**What you are asked to do**
Below are the records; extract from them the line containing "What React, TypeScript" to the line containing "rounded-b-[2px] border border-t-0", both lines included, exactly and with no pictures.

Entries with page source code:

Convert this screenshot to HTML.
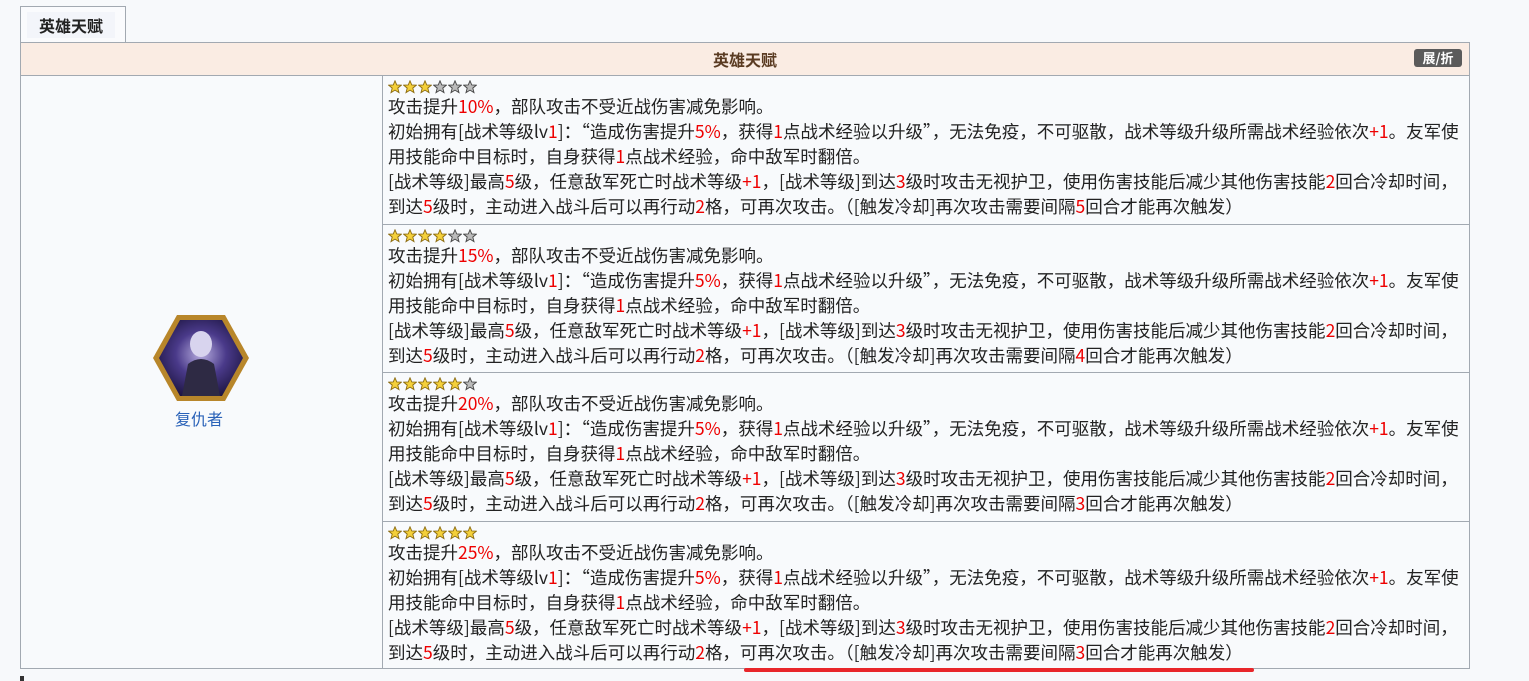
<!DOCTYPE html>
<html><head><meta charset="utf-8"><style>
body{margin:0;width:1529px;height:681px;background:#f7f9fb;font-family:"Noto Sans CJK SC","Liberation Sans",sans-serif;overflow:hidden;position:relative}
.tab{position:absolute;left:20px;top:6px;width:106px;height:37px;border:1px solid #a2a9b1;border-bottom:none;background:#fafbfd;box-sizing:border-box}
.tab span{position:absolute;left:6px;top:5px;width:88px;height:26px;background:#f3f5fa;font-weight:bold;font-size:16px;line-height:26px;text-align:center;color:#222}
.hdr{position:absolute;left:20px;top:42px;width:1450px;height:34px;background:#faece3;border:1px solid #a2a9b1;box-sizing:border-box;text-align:center;font-weight:bold;font-size:16px;line-height:33px;color:#5a3b22}
.btn{position:absolute;right:7px;top:6px;width:48px;height:18px;background:#5b5b5b;color:#fff;border-radius:3px;font-size:13px;line-height:18px}
.left{position:absolute;left:20px;top:75px;width:363px;height:594px;border:1px solid #a2a9b1;box-sizing:border-box;background:#f8fafc}
.row{position:absolute;left:382px;width:1088px;border:1px solid #a2a9b1;box-sizing:border-box;background:#f8fafc;padding:4px 0 0 5px;font-size:17.5px;line-height:25px;color:#222;white-space:nowrap}
.r{color:#e00}
.st{display:block;height:14px;margin-bottom:0px}
.name{position:absolute;left:175px;top:406px;color:#2a62b8;font-size:16px;line-height:24px}
.ul{position:absolute;left:744px;top:668px;width:510px;height:4px;background:#e8262a;border-radius:2px}
.bar{position:absolute;left:20px;top:676px;width:4px;height:5px;background:#333}
</style></head><body>
<svg width="0" height="0" style="position:absolute"><defs>
<symbol id="y" viewBox="0 0 14 14"><polygon points="7,0.8 8.8,5 13.3,5.2 9.8,8.1 11,12.6 7,10.1 3,12.6 4.2,8.1 0.7,5.2 5.2,5" fill="#f4d03a" stroke="#8a6a10" stroke-width="0.9"/></symbol>
<symbol id="g" viewBox="0 0 14 14"><polygon points="7,0.8 8.8,5 13.3,5.2 9.8,8.1 11,12.6 7,10.1 3,12.6 4.2,8.1 0.7,5.2 5.2,5" fill="#bbb" stroke="#444" stroke-width="0.9"/></symbol>
</defs></svg>
<div class="tab"><span>英雄天赋</span></div>
<div class="hdr">英雄天赋<div class="btn">展/折</div></div>
<div class="left"></div>
<svg style="position:absolute;left:152px;top:314px" width="98" height="88" viewBox="0 0 98 88">
<defs><radialGradient id="gr" cx="50%" cy="45%" r="60%"><stop offset="0" stop-color="#b8aee0"/><stop offset="0.5" stop-color="#4a3a8a"/><stop offset="1" stop-color="#1c1440"/></radialGradient></defs>
<polygon points="25,1 73,1 97,44 73,87 25,87 1,44" fill="#b8862a"/>
<polygon points="28,6 70,6 91,44 70,82 28,82 7,44" fill="url(#gr)"/>
<ellipse cx="49" cy="30" rx="11" ry="13" fill="#d8d4ee"/>
<path d="M30,82 L36,50 Q49,40 62,50 L68,82 Z" fill="#2e2a44"/>
</svg>
<div class="name">复仇者</div>

<div class="row" style="top:75px;height:150px">
<svg class="st" width="90" height="14"><use href="#y" x="0" width="14" height="14"/><use href="#y" x="15" width="14" height="14"/><use href="#y" x="30" width="14" height="14"/><use href="#g" x="45" width="14" height="14"/><use href="#g" x="60" width="14" height="14"/><use href="#g" x="75" width="14" height="14"/></svg>
攻击提升<span class="r">10%</span>，部队攻击不受近战伤害减免影响。<br>
初始拥有[战术等级lv<span class="r">1</span>]：“造成伤害提升<span class="r">5%</span>，获得<span class="r">1</span>点战术经验以升级”，无法免疫，不可驱散，战术等级升级所需战术经验依次<span class="r">+1</span>。友军使<br>
用技能命中目标时，自身获得<span class="r">1</span>点战术经验，命中敌军时翻倍。<br>
[战术等级]最高<span class="r">5</span>级，任意敌军死亡时战术等级<span class="r">+1</span>，[战术等级]到达<span class="r">3</span>级时攻击无视护卫，使用伤害技能后减少其他伤害技能<span class="r">2</span>回合冷却时间，<br>
到达<span class="r">5</span>级时，主动进入战斗后可以再行动<span class="r">2</span>格，可再次攻击。（[触发冷却]再次攻击需要间隔<span class="r">5</span>回合才能再次触发）
</div>

<div class="row" style="top:224px;height:149px">
<svg class="st" width="90" height="14"><use href="#y" x="0" width="14" height="14"/><use href="#y" x="15" width="14" height="14"/><use href="#y" x="30" width="14" height="14"/><use href="#y" x="45" width="14" height="14"/><use href="#g" x="60" width="14" height="14"/><use href="#g" x="75" width="14" height="14"/></svg>
攻击提升<span class="r">15%</span>，部队攻击不受近战伤害减免影响。<br>
初始拥有[战术等级lv<span class="r">1</span>]：“造成伤害提升<span class="r">5%</span>，获得<span class="r">1</span>点战术经验以升级”，无法免疫，不可驱散，战术等级升级所需战术经验依次<span class="r">+1</span>。友军使<br>
用技能命中目标时，自身获得<span class="r">1</span>点战术经验，命中敌军时翻倍。<br>
[战术等级]最高<span class="r">5</span>级，任意敌军死亡时战术等级<span class="r">+1</span>，[战术等级]到达<span class="r">3</span>级时攻击无视护卫，使用伤害技能后减少其他伤害技能<span class="r">2</span>回合冷却时间，<br>
到达<span class="r">5</span>级时，主动进入战斗后可以再行动<span class="r">2</span>格，可再次攻击。（[触发冷却]再次攻击需要间隔<span class="r">4</span>回合才能再次触发）
</div>

<div class="row" style="top:372px;height:150px">
<svg class="st" width="90" height="14"><use href="#y" x="0" width="14" height="14"/><use href="#y" x="15" width="14" height="14"/><use href="#y" x="30" width="14" height="14"/><use href="#y" x="45" width="14" height="14"/><use href="#y" x="60" width="14" height="14"/><use href="#g" x="75" width="14" height="14"/></svg>
攻击提升<span class="r">20%</span>，部队攻击不受近战伤害减免影响。<br>
初始拥有[战术等级lv<span class="r">1</span>]：“造成伤害提升<span class="r">5%</span>，获得<span class="r">1</span>点战术经验以升级”，无法免疫，不可驱散，战术等级升级所需战术经验依次<span class="r">+1</span>。友军使<br>
用技能命中目标时，自身获得<span class="r">1</span>点战术经验，命中敌军时翻倍。<br>
[战术等级]最高<span class="r">5</span>级，任意敌军死亡时战术等级<span class="r">+1</span>，[战术等级]到达<span class="r">3</span>级时攻击无视护卫，使用伤害技能后减少其他伤害技能<span class="r">2</span>回合冷却时间，<br>
到达<span class="r">5</span>级时，主动进入战斗后可以再行动<span class="r">2</span>格，可再次攻击。（[触发冷却]再次攻击需要间隔<span class="r">3</span>回合才能再次触发）
</div>

<div class="row" style="top:521px;height:148px">
<svg class="st" width="90" height="14"><use href="#y" x="0" width="14" height="14"/><use href="#y" x="15" width="14" height="14"/><use href="#y" x="30" width="14" height="14"/><use href="#y" x="45" width="14" height="14"/><use href="#y" x="60" width="14" height="14"/><use href="#y" x="75" width="14" height="14"/></svg>
攻击提升<span class="r">25%</span>，部队攻击不受近战伤害减免影响。<br>
初始拥有[战术等级lv<span class="r">1</span>]：“造成伤害提升<span class="r">5%</span>，获得<span class="r">1</span>点战术经验以升级”，无法免疫，不可驱散，战术等级升级所需战术经验依次<span class="r">+1</span>。友军使<br>
用技能命中目标时，自身获得<span class="r">1</span>点战术经验，命中敌军时翻倍。<br>
[战术等级]最高<span class="r">5</span>级，任意敌军死亡时战术等级<span class="r">+1</span>，[战术等级]到达<span class="r">3</span>级时攻击无视护卫，使用伤害技能后减少其他伤害技能<span class="r">2</span>回合冷却时间，<br>
到达<span class="r">5</span>级时，主动进入战斗后可以再行动<span class="r">2</span>格，可再次攻击。（[触发冷却]再次攻击需要间隔<span class="r">3</span>回合才能再次触发）
</div>
<div class="ul"></div>
<div class="bar"></div>
</body></html>
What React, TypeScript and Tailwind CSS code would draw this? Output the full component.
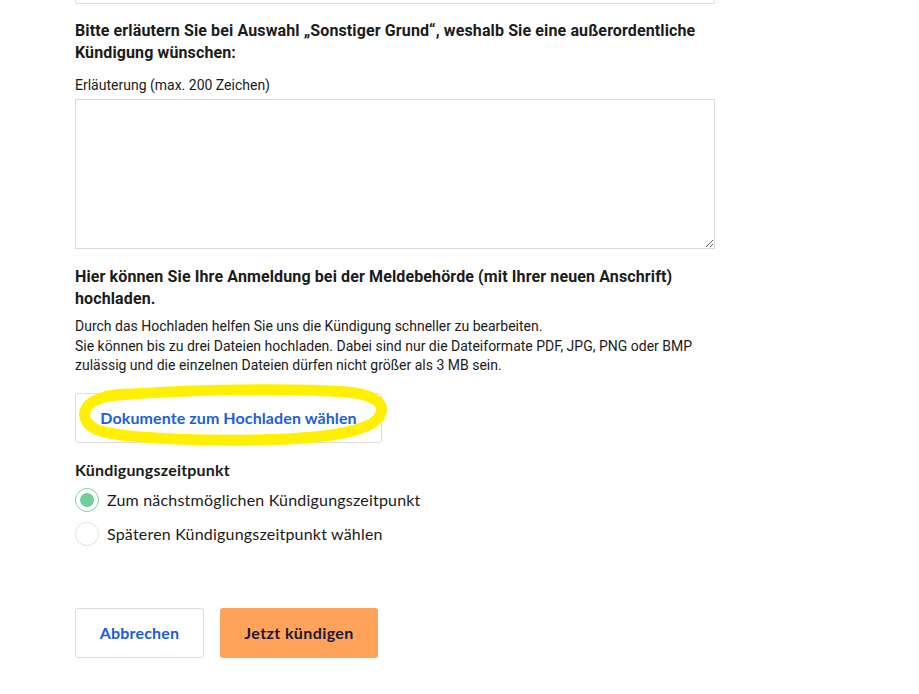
import { useState } from "react";

const heading = "text-[16px] font-bold leading-[22px] tracking-[0.12px] text-[#1b1b1b]";

export default function App() {
  const [choice, setChoice] = useState("next");
  const [text, setText] = useState("");

  return (
    <div className="min-h-[694px] w-[919px] bg-white" style={{ fontFamily: "Roboto, 'Noto Sans', sans-serif" }}>
      <div className="ml-[75px] w-[640px]">
        {/* bottom edge of previous field */}
        <div className="h-[4px] rounded-b-[2px] border border-t-0 border-[#dcdcdc]" />

        <h2 className={`${heading} mt-[16px]`}>
          Bitte erläutern Sie bei Auswahl „Sonstiger Grund“, weshalb Sie eine außerordentliche Kündigung wünschen:
        </h2>
        <label className="mt-[11px] block text-[14px] leading-[20px] text-[#1b1b1b]">Erläuterung (max. 200 Zeichen)</label>
        <textarea
          maxLength={200}
          value={text}
          onChange={(e) => setText(e.target.value)}
          className="mt-[4px] block h-[150px] w-full border border-[#d9d9d9] px-3 py-2 text-sm outline-none"
        />

        <h2 className={`${heading} mt-[17px]`}>
          Hier können Sie Ihre Anmeldung bei der Meldebehörde (mit Ihrer neuen Anschrift) hochladen.
        </h2>
        <p className="mt-[7px] text-[14px] leading-[19.5px] text-[#1b1b1b]">
          Durch das Hochladen helfen Sie uns die Kündigung schneller zu bearbeiten.
          <br />
          Sie können bis zu drei Dateien hochladen. Dabei sind nur die Dateiformate PDF, JPG, PNG oder BMP zulässig und die einzelnen Dateien dürfen nicht größer als 3 MB sein.
        </p>

        <div className="relative mt-[17px] w-[307px]">
          <button
            className="flex h-[50px] w-full items-center justify-center rounded-[3px] border border-[#dedede] bg-white text-[16px] font-bold tracking-[0.1px] text-[#1b5ee0]"
            style={{ fontFamily: "Lato, 'Noto Sans', sans-serif" }}
          >
            Dokumente zum Hochladen wählen
          </button>
          <svg className="pointer-events-none absolute left-[-8px] top-[-12px]" width="330" height="72" viewBox="0 0 330 72" fill="none">
            <path
              d="M40 15 C120 8 230 7 280 11 C305 13 318 22 314 32 C310 46 280 55 220 58 C150 61 60 58 34 50 C20 46 14 36 20 26 C26 18 40 14 60 13"
              stroke="#fff000"
              strokeWidth="11"
              strokeLinecap="round"
              strokeLinejoin="round"
            />
          </svg>
        </div>

        <div style={{ fontFamily: "Lato, 'Noto Sans', sans-serif" }}>
          <div className="mt-[16px] text-[16px] font-bold leading-[22px] tracking-[0.2px] text-[#1b1b1b]">Kündigungszeitpunkt</div>
          <div className="mt-[7px] flex flex-col gap-[10px]">
            {[
              { id: "next", label: "Zum nächstmöglichen Kündigungszeitpunkt" },
              { id: "later", label: "Späteren Kündigungszeitpunkt wählen" },
            ].map((o) => (
              <label key={o.id} className="flex cursor-pointer items-center gap-[8px]" onClick={() => setChoice(o.id)}>
                <span
                  className={`flex h-[24px] w-[24px] items-center justify-center rounded-full border ${
                    choice === o.id ? "border-[#7fd3a0]" : "border-[#e0e0e0]"
                  }`}
                >
                  {choice === o.id && <span className="h-[14px] w-[14px] rounded-full bg-[#6fcf97]" />}
                </span>
                <span className="text-[16px] leading-[24px] tracking-[0.2px] text-[#1b1b1b]">{o.label}</span>
              </label>
            ))}
          </div>

          <div className="mt-[62px] flex gap-[16px]">
            <button className="h-[50px] w-[129px] rounded-[3px] border border-[#dcdcdc] bg-white text-[16px] font-bold tracking-[0.2px] text-[#1b5ee0]">
              Abbrechen
            </button>
            <button className="h-[50px] w-[158px] rounded-[3px] bg-[#ffa35a] text-[16px] font-bold tracking-[0.4px] text-[#1a1a3d]">
              Jetzt kündigen
            </button>
          </div>
        </div>
      </div>
    </div>
  );
}
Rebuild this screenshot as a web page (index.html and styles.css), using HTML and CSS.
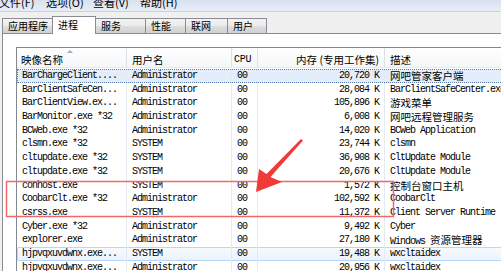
FILE: index.html
```html
<!DOCTYPE html>
<html lang="zh-CN">
<head>
    <meta charset="UTF-8">
    <title>Windows 任务管理器</title>
    <link rel="stylesheet" href="styles.css">
</head>
<body>
    <div class="window">
        <div class="menubar">
            <div class="menu-items">
                <span class="menu-item">文件(F)</span>
                <span class="menu-item">选项(O)</span>
                <span class="menu-item">查看(V)</span>
                <span class="menu-item">帮助(H)</span>
            </div>
        </div>

        <div class="tabstrip">
            <div class="tab tab-apps">应用程序</div>
            <div class="tab tab-procs selected">进程</div>
            <div class="tab tab-services">服务</div>
            <div class="tab tab-perf">性能</div>
            <div class="tab tab-net">联网</div>
            <div class="tab tab-users">用户</div>
        </div>

        <div class="panel">
            <div class="list">
                <div class="list-head">
                    <div class="head-cell name-head">映像名称<span class="sort-arrow"></span></div>
                    <div class="head-cell">用户名</div>
                    <div class="head-cell cpu-head">CPU</div>
                    <div class="head-cell num">内存 (专用工作集)</div>
                    <div class="head-cell">描述</div>
                </div>

                <div class="list-body">
                    <div class="row focused">
                        <span>BarChargeClient....</span><span>Administrator</span><span>00</span><span class="num">20,720 K</span><span class="zh">网吧管家客户端</span>
                    </div>
                    <div class="row">
                        <span>BarClientSafeCen...</span><span>Administrator</span><span>00</span><span class="num">28,084 K</span><span>BarClientSafeCenter.exe</span>
                    </div>
                    <div class="row">
                        <span>BarClientView.ex...</span><span>Administrator</span><span>00</span><span class="num">105,896 K</span><span class="zh">游戏菜单</span>
                    </div>
                    <div class="row">
                        <span>BarMonitor.exe *32</span><span>Administrator</span><span>00</span><span class="num">6,008 K</span><span class="zh">网吧远程管理服务</span>
                    </div>
                    <div class="row">
                        <span>BCWeb.exe *32</span><span>Administrator</span><span>00</span><span class="num">14,020 K</span><span>BCWeb Application</span>
                    </div>
                    <div class="row">
                        <span>clsmn.exe *32</span><span>SYSTEM</span><span>00</span><span class="num">23,744 K</span><span>clsmn</span>
                    </div>
                    <div class="row">
                        <span>cltupdate.exe *32</span><span>SYSTEM</span><span>00</span><span class="num">36,908 K</span><span>CltUpdate Module</span>
                    </div>
                    <div class="row">
                        <span>cltupdate.exe *32</span><span>SYSTEM</span><span>00</span><span class="num">20,676 K</span><span>CltUpdate Module</span>
                    </div>
                    <div class="row">
                        <span>conhost.exe</span><span>SYSTEM</span><span>00</span><span class="num">1,572 K</span><span class="zh">控制台窗口主机</span>
                    </div>
                    <div class="row">
                        <span>CoobarClt.exe *32</span><span>Administrator</span><span>00</span><span class="num">102,592 K</span><span>CoobarClt</span>
                    </div>
                    <div class="row">
                        <span>csrss.exe</span><span>SYSTEM</span><span>00</span><span class="num">11,372 K</span><span>Client Server Runtime</span>
                    </div>
                    <div class="row">
                        <span>Cyber.exe *32</span><span>Administrator</span><span>00</span><span class="num">9,492 K</span><span>Cyber</span>
                    </div>
                    <div class="row">
                        <span>explorer.exe</span><span>Administrator</span><span>00</span><span class="num">27,180 K</span><span>Windows <em class="zh">资源管理器</em></span>
                    </div>
                    <div class="row hover">
                        <span>hjpvqxuvdwnx.exe...</span><span>SYSTEM</span><span>00</span><span class="num">19,488 K</span><span>wxcltaidex</span>
                    </div>
                    <div class="row">
                        <span>hjpvqxuvdwnx.exe...</span><span>Administrator</span><span>00</span><span class="num">20,956 K</span><span>wxcltaidex</span>
                    </div>
                </div>
            </div>
        </div>

        <!-- red annotation drawn over the screenshot -->
        <svg class="marks" width="501" height="280" viewBox="0 0 501 280">
            <rect x="6.5" y="181.5" width="387" height="35" fill="none" stroke="#f26868" stroke-width="1.5"/>
            <polygon points="256,192 259,169 266.5,174 301,139 303,140.5 270.5,177 282,182" fill="#f03a3a"/>
        </svg>
    </div>
</body>
</html>
```

FILE: styles.css
```css
body {
    margin: 0;
    width: 501px;
    height: 280px;
    overflow: hidden;
    background: #fff;
    font-family: "Liberation Mono", "Noto Sans CJK SC", monospace;
    color: #000;
}
.window {
    position: relative;
    height: 271px;
    overflow: hidden;
    background: #f0f0f0;
}
.menubar {
    height: 11px;
    border-bottom: 1px solid #c6d2e2;
    background: linear-gradient(#d8e2ef, #e7edf6);
    overflow: hidden;
    font-family: "Noto Sans CJK SC", sans-serif;
    font-size: 11px;
}
.menu-items {
    display: flex;
    margin-top: -3px;
    margin-left: -1px;
    line-height: 11px;
}
.menu-item {
    width: 47px;
    flex: none;
}

/* tabs */
.tabstrip {
    height: 21px;
    display: flex;
    align-items: flex-end;
    padding-left: 2px;
    font-family: "Noto Sans CJK SC", sans-serif;
    font-size: 10px;
}
.tab {
    box-sizing: border-box;
    height: 15px;
    margin-right: -1px;
    padding-left: 5px;
    line-height: 14px;
    border: 1px solid #898c95;
    border-bottom: none;
    background: linear-gradient(#f3f3f3 0%, #ebebeb 50%, #dedede 51%, #d0d0d0 100%);
    flex: none;
}
.tab.selected {
    position: relative;
    z-index: 1;
    height: 18px;
    margin-bottom: -1px;
    line-height: 16px;
    background: #fff;
}
.tab-apps { width: 51px; }
.tab-procs { width: 44px; }
.tab-services { width: 51px; }
.tab-perf { width: 41px; }
.tab-net { width: 43px; }
.tab-users { width: 40px; }

.panel {
    margin-left: 2px;
    padding: 13px 0 0 13px;
    height: 260px;
    border-top: 1px solid #898c95;
    border-left: 1px solid #898c95;
    background: #fff;
}

/* process list */
.list {
    border-top: 1px solid #828790;
    border-left: 1px solid #828790;
    width: 600px;
}
.list-head, .row {
    display: grid;
    grid-template-columns: 110px 105px 26px 127px 1fr;
}
.list-head {
    box-sizing: border-box;
    height: 20px;
    border-bottom: 1px solid #e5e8ee;
    background: linear-gradient(#fff, #f5f6f8);
}
.head-cell {
    position: relative;
    box-sizing: border-box;
    padding: 5px 5px 0 5px;
    line-height: 14px;
    border-right: 1px solid #dde1e7;
    font-family: "Noto Sans CJK SC", sans-serif;
    font-size: 10.5px;
    white-space: nowrap;
}
.head-cell.name-head {
    padding-left: 4px;
}
.head-cell.cpu-head {
    padding-left: 2px;
    font-family: "Liberation Mono", monospace;
    font-size: 10px;
    letter-spacing: -0.3px;
}
.head-cell.num {
    text-align: right;
    padding-right: 5px;
}
.sort-arrow {
    position: absolute;
    left: 50px;
    top: 2px;
    width: 0;
    height: 0;
    border-left: 3px solid transparent;
    border-right: 3px solid transparent;
    border-bottom: 3px solid #9aacc4;
}

.list-body {
    padding-top: 1px;
}
.row {
    height: 13.7px;
    line-height: 13.7px;
    font-size: 10px;
    letter-spacing: -1px;
}
.row span {
    box-sizing: border-box;
    padding-left: 5px;
    border-right: 1px solid #e4eaf2;
    white-space: nowrap;
    overflow: hidden;
}
.row span.num {
    text-align: right;
    padding-right: 5px;
}
.zh {
    font-family: "Noto Sans CJK SC", sans-serif;
    font-size: 10.5px;
    font-style: normal;
    letter-spacing: 0;
}
.row.focused {
    background: #e4eefa;
    outline: 1px dotted #5a7eae;
    outline-offset: -1px;
}
.row.hover {
    background: linear-gradient(#f8fbfe, #eaf2fd);
    box-shadow: inset 0 0 0 1px #b8d6fb;
    border-radius: 2px;
}

.marks {
    position: absolute;
    left: 0;
    top: 0;
    pointer-events: none;
}
```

**Response**
What React, TypeScript and Tailwind CSS code would draw this? Output the full component.
import { useState } from "react";

const heading = "text-[16px] font-bold leading-[22px] tracking-[0.12px] text-[#1b1b1b]";

export default function App() {
  const [choice, setChoice] = useState("next");
  const [text, setText] = useState("");

  return (
    <div className="min-h-[694px] w-[919px] bg-white" style={{ fontFamily: "Roboto, 'Noto Sans', sans-serif" }}>
      <div className="ml-[75px] w-[640px]">
        {/* bottom edge of previous field */}
        <div className="h-[4px] rounded-b-[2px] border border-t-0 border-[#dcdcdc]" />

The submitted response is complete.